師団司令部等に関しては、司令部第二部(連隊等は第2科)に勤務する情報幹部・情報陸曹等が最初に呼集され、情報収集等を行う[1]。その後訓練・警備等の担当部署である第三部(連隊等は3科)や補給・管理を担当する第四部(連隊等は第4科)が招集される。

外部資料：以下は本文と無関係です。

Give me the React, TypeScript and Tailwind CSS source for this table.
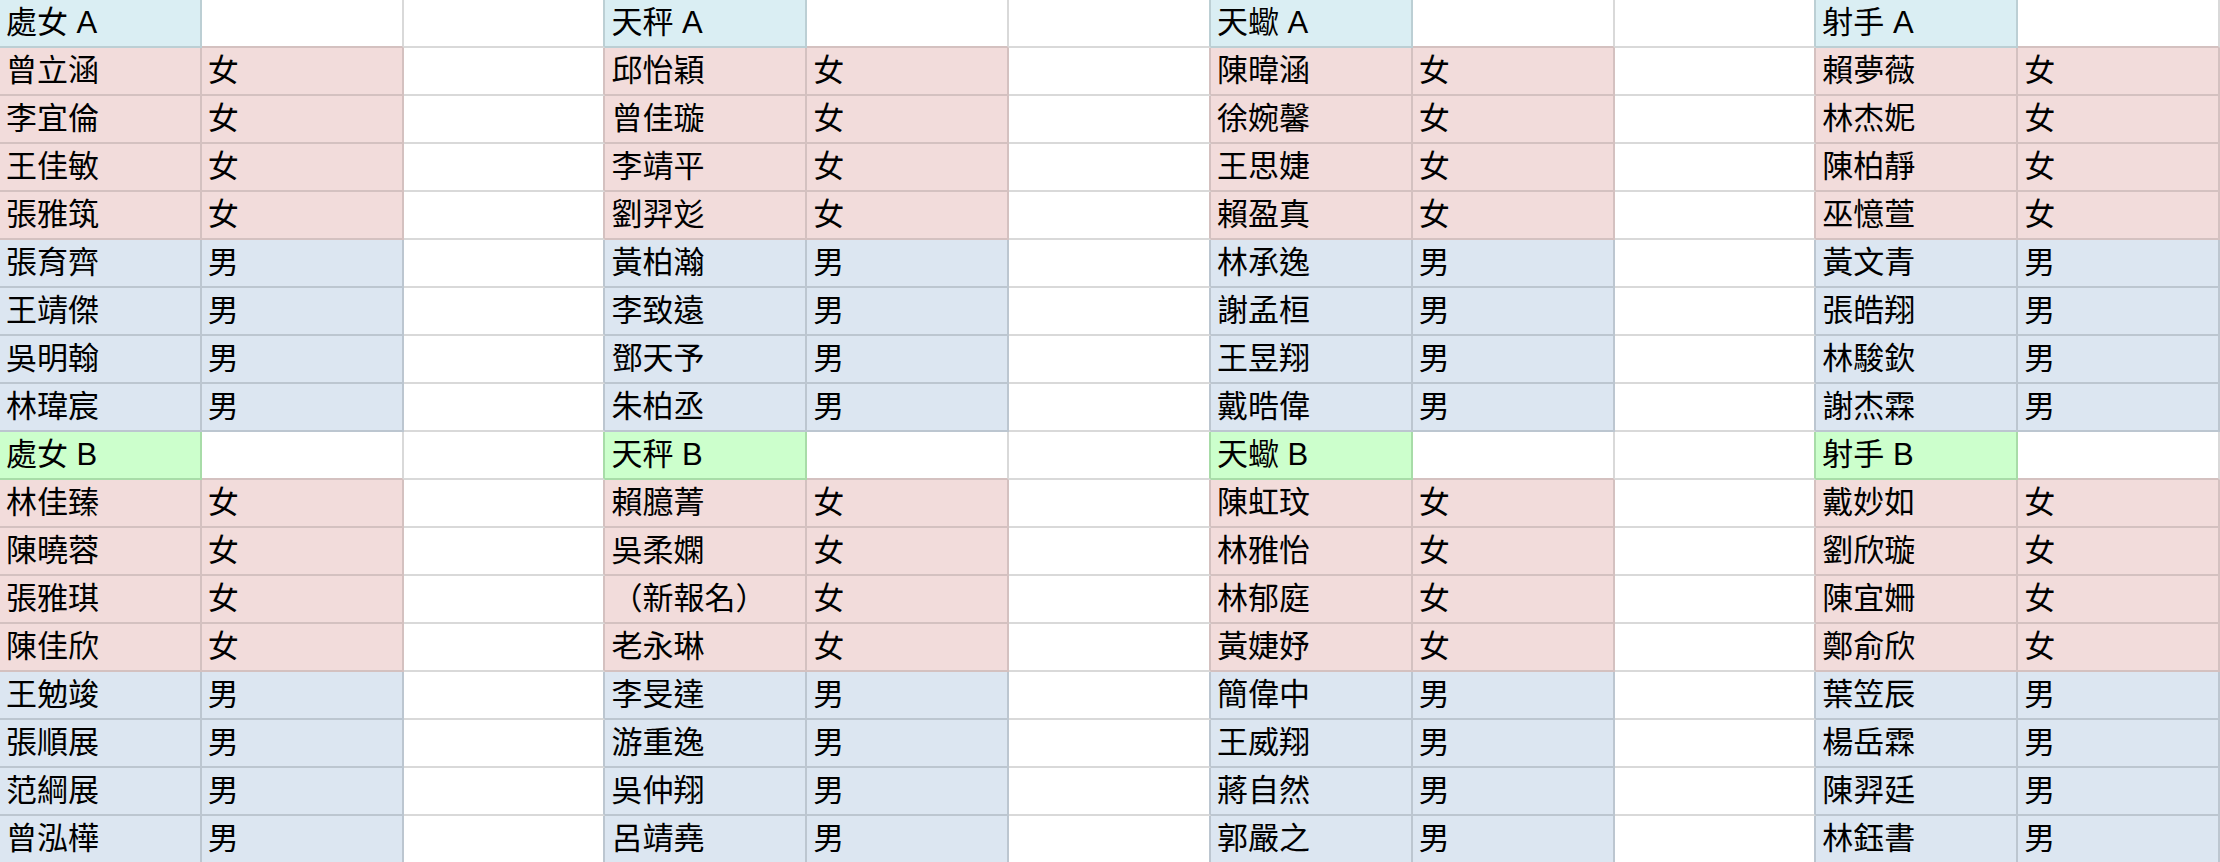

災害派遣に備えた処置の一例としては、管轄地域において震度6以上の地震発生時、呼集の有無に関わらず所属全隊員は集合するよう教育されている。非常呼集をかける者は、課業時間においては地震等の災害時においては駐屯地司令たる部隊の長及び当該部隊の訓練・防衛担当幹部等、不測の事態においては部隊の長等、課業外においては駐屯地当直司令及び部隊等当直司令(当直司令をおかない部隊に関しては部隊長が定める当直幹部)が行う。

航空自衛隊

航空自衛隊基地服務規則(平成5年2月22日航空自衛隊達第6号)に於いて、「部隊等の長又は基地司令等は、非常事態が発生し、又はその発生が予想され、隊員を急きょ掌握する必要があると認める場合には、非常呼集を行うものとする。」(第54条第1項)と規定され、航空自衛隊は任務の特性上、特に短時間での集合・作業が求められる[2]ため平時において出勤時の服装が常装(いわゆる制服)と決められている基地であっても、訓練を含め非常呼集の場合は作業服での出勤が認められている。非常呼集に関して必要な細部事項は、部隊等の長又は基地司令等が定める(同2項)とされている。

警察における非常呼集

夜間勤務担当で追いつかない大規模事故や事件発生時、携帯電話等の呼集網で呼び出され勤務に就く。

消防における非常呼集

火災等の発生により呼集がかけられた場合、当初指定された当直勤務・夜勤担当等が現場に急行する。他の隊員に関しては早急に出動・体制を整えて後発し先発組を追求する。

自治体職員等

都道府県・市町村職員他自治体職員にも当然非常呼集は存在する。主に災害時における住民の安全・道路の維持管理・ライフラインの確保等に関係する部署の職員が該当する。

民間企業

電気・ガス・水道等の維持管理を行う会社の担当部門は災害発生時ライフラインの確保に必要な要員が呼集される。主に災害における被害拡大を防ぐ目的等がある。

脚注

  1. ^ 必要に応じて災害派遣要請前に情報幹部等を最寄りの自治体に派遣し情報収集を開始する例もある
  2. ^ 航空機は高速で移動できるため、迎撃するためには秒単位での行動が求められる。